Diante do quadro de incerteza, Senra teme que o governo mire em seguida no monopólio de urânio. O país tem a sétima maior reserva do mundo.

— Temo que as mudanças estejam só começando. Isso pode ter impacto na transferência de tecnologia ao país — disse.

Em Brasília, o governo ainda discute os detalhes da privatização da Eletrobras. Segundo o ministro de Minas e Energia, Fernando Coelho Filho, só haverá venda de ações da União na privatização da empresa se a diluição da participação do governo não for suficiente para a perda de controle da estatal. O modelo em estudo dentro do governo para a venda da holding prevê que a estatal faça uma oferta de ações na Bolsa, como forma de levantar recursos para pagar ao governo pelas 14 usinas hidrelétricas que foram transferidas à União em 2012, como resultado da medida provisória 579, que buscava reduzir a conta de luz e desarrumou as contas da Eletrobras. Dessa forma, o dinheiro entraria no caixa da União, que perderia o controle da empresa, porque não vai comprar as ações.

— A ideia que foi colocada aqui no Conselho é que, inicialmente, não tenha venda de nenhuma ação (da Eletrobras) por parte da União, do BNDES e dos fundos (de pensão). Porém, se a diluição de capital por emissão de novas ações não for suficiente para a perda do controle, podemos, sim, colocar algumas ações à venda, mas não é essa a proposta inicial — disse o ministro.

 

MODELO DEVE SER ANUNCIADO NA PRÓXIMA SEMANA

O único modelo de venda da Eletrobras pelo qual o governo consegue levantar recursos para cobrir o rombo nas contas públicas é o que prevê o pagamento à União pelas outorgas das usinas, após a empresa levantar recursos no mercado. De acordo com Coelho Filho, a modelagem da privatização deve ser anunciada até início da próxima semana.

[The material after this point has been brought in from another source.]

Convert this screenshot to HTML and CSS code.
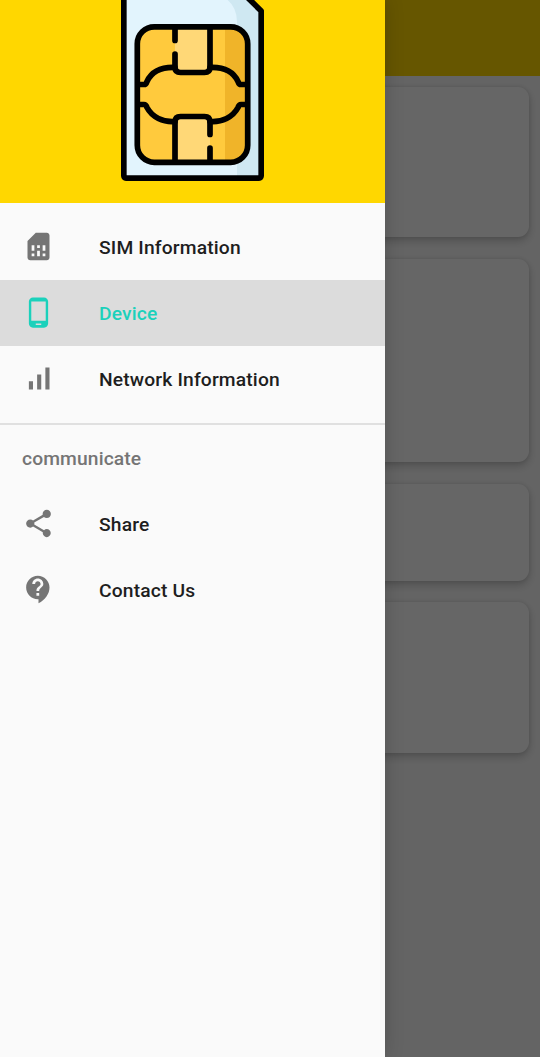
FILE: index.html
```html
<!DOCTYPE html>
<html lang="en">
<head>
<meta charset="utf-8">
<title>SIM Information</title>
<link rel="stylesheet" href="styles.css">
</head>
<body>
<div class="screen">
  <main class="content">
    <div class="appbar"></div>
    <div class="cards">
      <section class="card first"></section>
      <section class="card large"></section>
      <section class="card small"></section>
      <section class="card medium"></section>
    </div>
  </main>
  <div class="scrim"></div>
  <aside class="drawer">
    <header class="header">
      <svg class="sim" viewBox="0 0 143 181" width="143" height="181">
        <path fill="#e2f4fd" d="M3-6H123L140 10V175Q140 178 137 178H6Q3 178 3 175Z"/>
        <path fill="#cfe8f2" d="M104-6H123L140 10V178H116V22Q116 6 104-2Z"/>
        <rect x="16" y="27" width="111" height="135" rx="17" fill="#ffca3d"/>
        <path fill="#f0b429" d="M104 27H110Q127 27 127 44V145Q127 162 110 162H104Z"/>
        <path fill="#ffd877" d="M54 27H89V72H54ZM54 118H89V162H54Z"/>
        <g fill="none" stroke="#000" stroke-width="5.7" stroke-linecap="round" stroke-linejoin="round">
          <path d="M2.8-6V175Q2.800 178.200 6 178.200H137Q140.200 178.200 140.200 175V11L123-6"/>
          <rect x="16.300" y="26.800" width="110.400" height="135.500" rx="17"/>
          <path d="M54 28V40.500M54 54V67Q54 72.500 59.500 72.500H83.500Q89 72.500 89 67V28"/>
          <path d="M54 161V122Q54 116.500 59.500 116.500H83.500Q89 116.500 89 122V134.500M89 148V161"/>
          <path d="M18 84.500H23Q25 84.500 26 81.500C31 71 42 67 54 67.500M125 84.500H120Q118 84.500 117 81.500C112 71 101 67 89 67.500"/>
          <path d="M18 104.500H23Q25 104.500 26 107.500C31 117 42 122.500 54 121.500M125 104.500H120Q118 104.500 117 107.500C112 117 101 122.500 89 121.500"/>
        </g>
      </svg>
    </header>
    <nav class="menu">
      <a class="item">
        <svg class="icon" viewBox="0 0 24 24"><path d="M19.990 4c0-1.100-.89-2-1.990-2h-8L4 8v12c0 1.100.9 2 2 2h12.010c1.100 0 1.990-.9 1.990-2l-.01-16zM9 19H7v-2h2v2zm8 0h-2v-2h2v2zm-8-4H7v-4h2v4zm4 4h-2v-4h2v4zm0-6h-2v-2h2v2zm4 2h-2v-4h2v4z"/></svg>
        <span>SIM Information</span>
      </a>
      <a class="item selected">
        <svg class="icon" viewBox="0 0 24 24"><path d="M16 1H8C6.340 1 5 2.340 5 4v16c0 1.660 1.340 3 3 3h8c1.660 0 3-1.340 3-3V4c0-1.660-1.340-3-3-3zm-2 20h-4v-1h4v1zm3.250-3H6.750V4h10.500v14z"/></svg>
        <span>Device</span>
      </a>
      <a class="item">
        <svg class="icon" viewBox="0 0 24 24"><path d="M17 4h3v16h-3zM5 14h3v6H5zM11 9h3v11h-3z"/></svg>
        <span>Network Information</span>
      </a>
    </nav>
    <div class="group">
      <h2 class="subheader">communicate</h2>
      <a class="item">
        <svg class="icon" viewBox="0 0 24 24"><path d="M18 16.080c-.76 0-1.440.3-1.960.77L8.910 12.700c.05-.23.090-.46.090-.7s-.04-.47-.09-.7l7.050-4.110c.54.5 1.250.81 2.040.81 1.660 0 3-1.340 3-3s-1.340-3-3-3-3 1.340-3 3c0 .24.040.47.090.7L8.040 9.810C7.500 9.310 6.790 9 6 9c-1.660 0-3 1.340-3 3s1.340 3 3 3c.79 0 1.500-.31 2.040-.81l7.120 4.160c-.05.21-.08.43-.08.65 0 1.610 1.310 2.920 2.920 2.920s2.920-1.310 2.920-2.920-1.310-2.920-2.920-2.920z"/></svg>
        <span>Share</span>
      </a>
      <a class="item">
        <svg class="icon" viewBox="0 0 24 24"><path d="M11.500 2C6.810 2 3 5.810 3 10.500S6.810 19 11.500 19h.5v3c4.860-2.340 8-7 8-11.500C20 5.810 16.190 2 11.500 2zm1 14.500h-2v-2h2v2zm0-3.500h-2c0-3.250 3-3 3-5 0-1.100-.9-2-2-2s-2 .9-2 2h-2c0-2.210 1.790-4 4-4s4 1.790 4 4c0 2.500-3 2.750-3 5z"/></svg>
        <span>Contact Us</span>
      </a>
    </div>
  </aside>
</div>
</body>
</html>
```
FILE: styles.css
```css
* { box-sizing: border-box; }

body {
  margin: 0;
  font-family: Roboto, sans-serif;
}

.screen {
  position: relative;
  display: grid;
  height: 1057px;
  overflow: hidden;
}

.content {
  background: #fafafa;
}

.appbar {
  height: 76px;
  background: #ffd700;
}

.cards {
  display: flex;
  flex-direction: column;
  gap: 22px;
  padding: 11px;
}

.card {
  border-radius: 11px;
  background: #fff;
  box-shadow: 0 4px 9px rgba(0, 0, 0, 0.2), 0 0 4px rgba(0, 0, 0, 0.1);
}

.first { height: 150px; }
.medium { height: 151px; }
.large { height: 203px; }
.small { height: 97px; }
.small + .medium { margin-top: -1px; }

.scrim {
  position: absolute;
  inset: 0;
  background: rgba(0, 0, 0, 0.6);
}

.drawer {
  position: absolute;
  top: 0;
  bottom: 0;
  left: 0;
  width: 385px;
  background: #fafafa;
  box-shadow: 0 0 18px rgba(0, 0, 0, 0.18);
}

.header {
  display: flex;
  justify-content: center;
  height: 203px;
  background: #ffd700;
}

.sim {
  flex: none;
}

.menu {
  padding: 11px 0;
}

.item {
  display: flex;
  align-items: center;
  gap: 44px;
  height: 66px;
  padding: 0 22px;
  color: #1e1e1e;
  font-size: 19.25px;
  font-weight: 500;
  letter-spacing: 0.15px;
}

.icon {
  width: 33px;
  height: 33px;
  margin-bottom: 1px;
  fill: #757575;
}

.selected {
  background: #dcdcdc;
  color: #1bd1bb;
}

.selected .icon {
  fill: #1bd1bb;
}

.group {
  border-top: 2px solid #e0e0e0;
}

.group .icon {
  margin-bottom: 2px;
}

.subheader {
  height: 66px;
  margin: 0;
  padding-left: 22px;
  color: #757575;
  font-size: 19.25px;
  font-weight: 500;
  letter-spacing: 0.12px;
  line-height: 67px;
}
```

Mais cedo, o ministro do Planejamento, Dyogo Oliveira, explicou que a ideia do governo é estabelecer uma modelagem de venda da Eletrobras que pulverize o controle. Ou seja, não deve ser permitido que um único grupo adquira a maioria das ações, a exemplo do que ocorreu com a Vale:.

— A ideia é democratizar o controle.